Nguyen Xuan Ky, a member of the Da Lat produce wholesale market, said the potatoes are legally imported from China with proper papers and receipts.

“Even after being coated with the red dirt, the potatoes will leave the market with papers claiming they are Chinese potatoes,” Ky said, implying that the produce is only put on sale under misleading labels by smaller markets and traders.

Lai The Hung, head of the province’s plant protection department, said that while coating Chinese potatoes with red dirt to dupe consumers into thinking they are from Da Lat is the same as producing counterfeit products, there is no official rule to punish the dishonest wholesalers.

“Wholesalers who properly declare that their potatoes are of Chinese origin in all the relevant papers say that the dirt coating is to help preserve the plants during transportation,” Hung said.

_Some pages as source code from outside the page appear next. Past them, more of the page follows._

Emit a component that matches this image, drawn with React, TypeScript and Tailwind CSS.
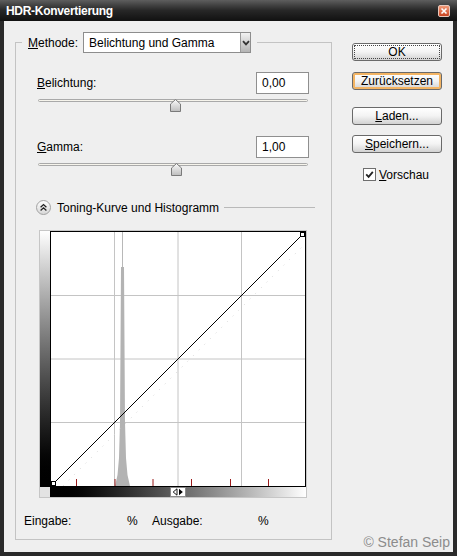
import React from 'react';

function Thumb({ id, className }: { id: string; className: string }) {
  return (
    <svg className={className} width="11" height="13" viewBox="0 0 11 13">
      <defs>
        <linearGradient id={id} x1="0" y1="0" x2="0" y2="1">
          <stop offset="0" stopColor="#fbfbfb" />
          <stop offset="1" stopColor="#bdbdbd" />
        </linearGradient>
      </defs>
      <polygon points="0.5,5 5.5,0.5 10.5,5 10.5,12.5 0.5,12.5" fill={`url(#${id})`} stroke="#7a7a7a" />
    </svg>
  );
}

function Track() {
  return <div className="mt-[5px] h-[3px] rounded-full border border-[#a9a9a9] bg-[#f6f4ec]" />;
}

function Chart() {
  const ticks = [25.5, 64, 102, 140.5, 179.5, 217.5];
  return (
    <svg width="254" height="254" viewBox="0 0 254 254" className="block">
      {/* grid */}
      {[63.5, 127, 190.5].map((v) => (
        <g key={v}>
          <line x1={v} y1="0" x2={v} y2="254" stroke="#c4c4c4" />
          <line x1="0" y1={v} x2="254" y2={v} stroke="#c4c4c4" />
        </g>
      ))}
      {/* histogram */}
      <line x1="71.5" y1="0" x2="71.5" y2="36" stroke="#b8b8b8" />
      <polygon
        points="70,35 73,35 73.5,112 74,190 75,226 76.5,243 79,254 64,254 66.5,243 68,226 69,190 69.5,112"
        fill="#b3b3b3"
      />
      {/* reference dots */}
      <line x1="12" y1="254" x2="254" y2="12" stroke="#dadada" strokeDasharray="1 7" />
      {/* curve */}
      <line x1="2" y1="252" x2="252" y2="2" stroke="#000" />
      <rect x="0.5" y="249.5" width="4" height="4" fill="#fff" stroke="#000" />
      <rect x="249.5" y="0.5" width="4" height="4" fill="#fff" stroke="#000" />
      {/* ticks */}
      {ticks.map((t) => (
        <line key={t} x1={t} y1="247" x2={t} y2="254" stroke="#9b1b1b" />
      ))}
    </svg>
  );
}

function Button({ children, variant }: { children: React.ReactNode; variant?: 'focus' | 'hover' }) {
  return (
    <div
      className={
        variant === 'focus'
          ? 'h-[18px] w-[90px] rounded-[3px] border border-[#6a6a6a] bg-linear-to-b from-white via-[#f3f3f3] to-[#d2d2d2] flex items-center justify-center leading-none outline-1 outline-dotted outline-[#444] -outline-offset-3'
          : variant === 'hover'
          ? 'h-[18px] w-[90px] rounded-[3px] border border-[#6a6a6a] bg-linear-to-b from-white via-[#f3f3f3] to-[#d2d2d2] flex items-center justify-center leading-none shadow-[inset_0_0_0_2px_#f3b463]'
          : 'h-[18px] w-[90px] rounded-[3px] border border-[#6a6a6a] bg-linear-to-b from-white via-[#f3f3f3] to-[#d2d2d2] flex items-center justify-center leading-none'
      }
    >
      {children}
    </div>
  );
}

export default function App() {
  return (
    <div className="w-[457px] h-[556px] flex flex-col bg-[#2a2a2a] font-['Liberation_Sans',Arial,sans-serif] text-[12px] text-black overflow-hidden">
      {/* Title bar */}
      <div className="h-[21px] flex items-center pl-[6px] pr-[7px] bg-linear-to-b from-[#5e5e5e] via-[#272727] to-[#111111]">
        <span className="flex-1 text-white font-bold text-[12px] tracking-[-0.3px]">HDR-Konvertierung</span>
        <div className="w-[12px] h-[12px] rounded-[2px] border border-[#e9c9bd] bg-linear-to-b from-[#f29a78] to-[#c9431e] flex items-center justify-center">
          <svg width="8" height="8" viewBox="0 0 8 8">
            <path d="M1.5 1.5 L6.5 6.5 M6.5 1.5 L1.5 6.5" stroke="#fff" strokeWidth="1.6" />
          </svg>
        </div>
      </div>

      {/* Body */}
      <div className="relative flex-1 mx-[4px] mb-[4px] bg-[#efefef] flex items-start pl-[11px] pt-[11px]">
        <fieldset className="w-[317px] h-[508px] min-w-0 border border-[#c3c3c3]">
          <legend className="ml-[6px] px-[6px]">
            <div className="flex items-center h-[21px]">
              <span>
                <u>M</u>ethode:
              </span>
              <div className="ml-[5px] w-[168px] h-[21px] bg-white border border-[#8d8d8d] flex items-center">
                <span className="flex-1 pl-[5px]">Belichtung und Gamma</span>
                <div className="w-[10px] h-full border-l border-[#9a9a9a] bg-linear-to-b from-[#f2f2f2] to-[#b4b4b4] flex items-center justify-center">
                  <svg width="8" height="6" viewBox="0 0 8 6">
                    <path d="M1 1.2 L4 4.4 L7 1.2" stroke="#333" strokeWidth="1.8" fill="none" />
                  </svg>
                </div>
              </div>
            </div>
          </legend>

          {/* Belichtung */}
          <div className="mt-[19px] pl-[21px] pr-[22px] h-[22px] flex items-center justify-between">
            <span>
              <u>B</u>elichtung:
            </span>
            <div className="w-[53px] h-[22px] bg-white border border-[#8f8f8f] flex items-center pl-[5px]">0,00</div>
          </div>
          <div className="relative mt-[2px] ml-[22px] mr-[23px] h-[14px]">
            <Track />
            <Thumb id="t1" className="absolute top-0 left-[132px]" />
          </div>

          {/* Gamma */}
          <div className="mt-[23px] pl-[21px] pr-[22px] h-[22px] flex items-center justify-between">
            <span>
              <u>G</u>amma:
            </span>
            <div className="w-[53px] h-[22px] bg-white border border-[#8f8f8f] flex items-center pl-[5px]">1,00</div>
          </div>
          <div className="relative mt-[1px] ml-[22px] mr-[23px] h-[14px]">
            <Track />
            <Thumb id="t2" className="absolute top-0 left-[133px]" />
          </div>

          {/* Toning */}
          <div className="mt-[23px] pl-[20px] pr-[16px] h-[15px] flex items-center">
            <svg width="15" height="15" viewBox="0 0 15 15">
              <defs>
                <linearGradient id="tg" x1="0" y1="0" x2="0" y2="1">
                  <stop offset="0" stopColor="#ffffff" />
                  <stop offset="1" stopColor="#d6d6d6" />
                </linearGradient>
              </defs>
              <circle cx="7.5" cy="7.5" r="7" fill="url(#tg)" stroke="#a2a2a2" />
              <path d="M4.6 7.2 L7.5 4.6 L10.4 7.2 M4.6 10.4 L7.5 7.8 L10.4 10.4" stroke="#222" strokeWidth="1.3" fill="none" />
            </svg>
            <span className="ml-[6px]">Toning-Kurve und Histogramm</span>
            <div className="ml-[5px] flex-1 h-px bg-[#b9b9b9]" />
          </div>

          {/* Curve */}
          <div className="mt-[15px] ml-[23px] w-[268px] h-[268px] border border-[#c6c6c6] grid grid-cols-[10px_256px] grid-rows-[256px_10px]">
            <div className="bg-linear-to-b from-white to-black" />
            <div className="border border-black bg-white">
              <Chart />
            </div>
            <div className="bg-[#e3e3e3]" />
            <div className="bg-linear-to-r from-black to-white flex justify-center">
              <svg width="16" height="10" viewBox="0 0 16 10" className="block">
                <rect x="0.5" y="0.5" width="15" height="9" fill="#fff" stroke="#8a8a8a" />
                <path d="M7 1.8 L3.2 5 L7 8.2 Z" fill="#fff" stroke="#000" strokeWidth="0.9" />
                <path d="M9 1.8 L12.8 5 L9 8.2 Z" fill="#000" />
              </svg>
            </div>
          </div>

          {/* Eingabe / Ausgabe */}
          <div className="mt-[15px] pl-[8px] h-[16px] flex items-center">
            <span className="w-[103px]">Eingabe:</span>
            <span className="w-[25px]">%</span>
            <span className="w-[106px]">Ausgabe:</span>
            <span>%</span>
          </div>
        </fieldset>

        {/* Buttons */}
        <div className="ml-[20px] w-[90px] flex flex-col">
          <div className="mt-[11px]">
            <Button variant="focus">OK</Button>
          </div>
          <div className="mt-[11px]">
            <Button variant="hover">Zurücksetzen</Button>
          </div>
          <div className="mt-[17px]">
            <Button>
              <span>
                <u>L</u>aden...
              </span>
            </Button>
          </div>
          <div className="mt-[10px]">
            <Button>
              <span>
                <u>S</u>peichern...
              </span>
            </Button>
          </div>
          <div className="mt-[15px] ml-[11px] flex items-center h-[13px]">
            <div className="w-[13px] h-[13px] bg-white border border-[#6e6e6e] flex items-center justify-center">
              <svg width="9" height="9" viewBox="0 0 9 9">
                <path d="M1.2 4.4 L3.6 6.8 L7.8 1.8" stroke="#222" strokeWidth="1.8" fill="none" />
              </svg>
            </div>
            <span className="ml-[3px]">
              <u>V</u>orschau
            </span>
          </div>
        </div>

        <span className="absolute right-[3px] bottom-[2px] text-[14px] leading-[16px] text-[#8c8c8c]">© Stefan Seip</span>
      </div>
    </div>
  );
}
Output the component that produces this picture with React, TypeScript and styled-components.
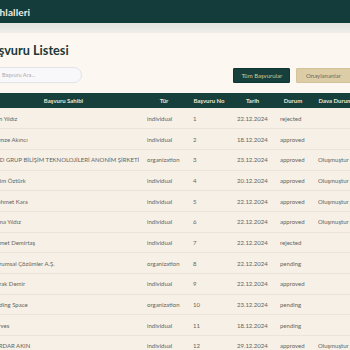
import styled, { createGlobalStyle } from "styled-components";

const GlobalStyle = createGlobalStyle`
  html, body {
    margin: 0;
    padding: 0;
    background: #ecebe7;
    overflow: hidden;
  }
  body {
    font-family: "Lato", "Open Sans", sans-serif;
  }
`;

const Viewport = styled.div`
  width: 350px;
  height: 350px;
  overflow: hidden;
`;

// the page is scrolled a little to the right in the screenshot
const Page = styled.div`
  width: 560px;
  margin-left: -40px;
`;

const TopBar = styled.header`
  height: 23px;
  background: #133c3a;
  display: flex;
  align-items: center;
  padding-left: 15px;
`;

const Brand = styled.h1`
  margin: 0;
  font-size: 10px;
  font-weight: 700;
  color: #f1ede2;
  letter-spacing: 0.1px;
`;

const Band = styled.div`
  height: 10px;
  background: linear-gradient(#e6e4e0, #efeeea);
`;

const Main = styled.main`
  background: #fcf7f0;
  padding: 8px 0 0 25px;
  min-height: 320px;
`;

const Title = styled.h2`
  margin: 0 0 0 -1px;
  height: 18px;
  line-height: 18px;
  font-size: 12.7px;
  font-weight: 700;
  color: #1b3937;
`;

const Toolbar = styled.div`
  display: flex;
  align-items: center;
  justify-content: space-between;
  margin-top: 8px;
  height: 16px;
  width: 428px;
`;

const Search = styled.input`
  box-sizing: border-box;
  width: 97px;
  height: 16px;
  border: 1px solid #e3e3ea;
  border-radius: 8px;
  background: #f8f8fb;
  padding: 0 0 0 16px;
  font-family: inherit;
  font-size: 5.5px;
  color: #555;
  outline: none;
  &::placeholder {
    color: #a9a9b4;
  }
`;

const Filters = styled.div`
  display: flex;
  gap: 6px;
`;

const FilterButton = styled.button<{ $active?: boolean }>`
  height: 15px;
  padding: 0 ${(p) => (p.$active ? 7 : 9)}px;
  border: 1px solid ${(p) => (p.$active ? "#0f3432" : "#d3c39b")};
  border-radius: 1px;
  background: ${(p) => (p.$active ? "#173f3c" : "#dccda6")};
  color: ${(p) => (p.$active ? "#d6c992" : "#6f6a5c")};
  font-family: inherit;
  font-size: 6px;
  cursor: pointer;
`;

const Table = styled.table`
  margin-top: 10px;
  border-collapse: collapse;
  table-layout: fixed;
  width: 455px;
`;

const Head = styled.th<{ $w: number }>`
  box-sizing: border-box;
  width: ${(p) => p.$w}px;
  height: 15px;
  padding: 0 4px 0 8px;
  background: #173f3c;
  color: #ece5cf;
  font-size: 6px;
  font-weight: 700;
  text-align: center;
  white-space: nowrap;
  overflow: hidden;
  &:first-child {
    padding-left: 7px;
  }
`;

const Row = styled.tr`
  height: 20.7px;
  background: #f6f0e6;
  border-bottom: 1px solid #ebe4d8;
`;

const Cell = styled.td`
  padding: 0 4px 0 8px;
  font-size: 6px;
  color: #656561;
  white-space: nowrap;
  overflow: hidden;
  &:first-child {
    padding-left: 7px;
  }
`;

type Item = {
  name: string;
  type: string;
  no: number;
  date: string;
  status: string;
  lawsuit?: string;
};

const items: Item[] = [
  { name: "Can Yıldız", type: "individual", no: 1, date: "22.12.2024", status: "rejected" },
  { name: "Gamze Akıncı", type: "individual", no: 2, date: "18.12.2024", status: "approved" },
  { name: "ARD GRUP BİLİŞİM TEKNOLOJİLERİ ANONİM ŞİRKETİ", type: "organization", no: 3, date: "23.12.2024", status: "approved", lawsuit: "Oluşmuştur" },
  { name: "Selim Öztürk", type: "individual", no: 4, date: "20.12.2024", status: "approved", lawsuit: "Oluşmuştur" },
  { name: "Mehmet Kara", type: "individual", no: 5, date: "22.12.2024", status: "approved", lawsuit: "Oluşmuştur" },
  { name: "Esma Yıldız", type: "individual", no: 6, date: "22.12.2024", status: "approved", lawsuit: "Oluşmuştur" },
  { name: "Ahmet Demirtaş", type: "individual", no: 7, date: "22.12.2024", status: "rejected" },
  { name: "Kurumsal Çözümler A.Ş.", type: "organization", no: 8, date: "22.12.2024", status: "pending" },
  { name: "Burak Demir", type: "individual", no: 9, date: "22.12.2024", status: "approved" },
  { name: "Coding Space", type: "organization", no: 10, date: "23.12.2024", status: "pending" },
  { name: "Serves", type: "individual", no: 11, date: "18.12.2024", status: "pending" },
  { name: "SERDAR AKIN", type: "individual", no: 12, date: "29.12.2024", status: "approved", lawsuit: "Oluşmuştur" },
];

const columns = [
  { label: "Başvuru Sahibi", w: 154 },
  { label: "Tür", w: 46 },
  { label: "Başvuru No", w: 44 },
  { label: "Tarih", w: 43 },
  { label: "Durum", w: 38 },
  { label: "Dava Durumu", w: 50 },
  { label: "İşlemler", w: 80 },
];

export default function App() {
  return (
    <Viewport>
      <GlobalStyle />
      <Page>
        <TopBar>
          <Brand>Telif İhlalleri</Brand>
        </TopBar>
        <Band />
        <Main>
          <Title>Başvuru Listesi</Title>
          <Toolbar>
            <Search placeholder="Başvuru Ara..." />
            <Filters>
              <FilterButton $active>Tüm Başvurular</FilterButton>
              <FilterButton>Onaylananlar</FilterButton>
              <FilterButton>Reddedilenler</FilterButton>
            </Filters>
          </Toolbar>
          <Table>
            <thead>
              <tr>
                {columns.map((c) => (
                  <Head key={c.label} $w={c.w}>
                    {c.label}
                  </Head>
                ))}
              </tr>
            </thead>
            <tbody>
              {items.map((it) => (
                <Row key={it.no}>
                  <Cell>{it.name}</Cell>
                  <Cell>{it.type}</Cell>
                  <Cell>{it.no}</Cell>
                  <Cell>{it.date}</Cell>
                  <Cell>{it.status}</Cell>
                  <Cell>{it.lawsuit ?? ""}</Cell>
                  <Cell />
                </Row>
              ))}
            </tbody>
          </Table>
        </Main>
      </Page>
    </Viewport>
  );
}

Hung said authorities can only impose a fine if one is caught selling the Chinese products as the Da Lat potatoes, but proof in the form of labels or receipts must be obtained.

“Unfortunately this is something out of the authority of Lam Dong as the potatoes are only sold to consumers outside of Da Lat,” he admitted.

Huynh Ngoc Hai, director of the Lam Dong trade department, said that more than 7,000 metric tons of Chinese potatoes are transported to Da Lat, via both official and cross-border imports, on an annual basis.

“Da Lat wholesalers do not deceive traders in smaller markets about the origin of the potatoes, but they are indirectly duping consumers, who may be tricked into buying Chinese potatoes labeled as Da Lat-grown ones,” he said.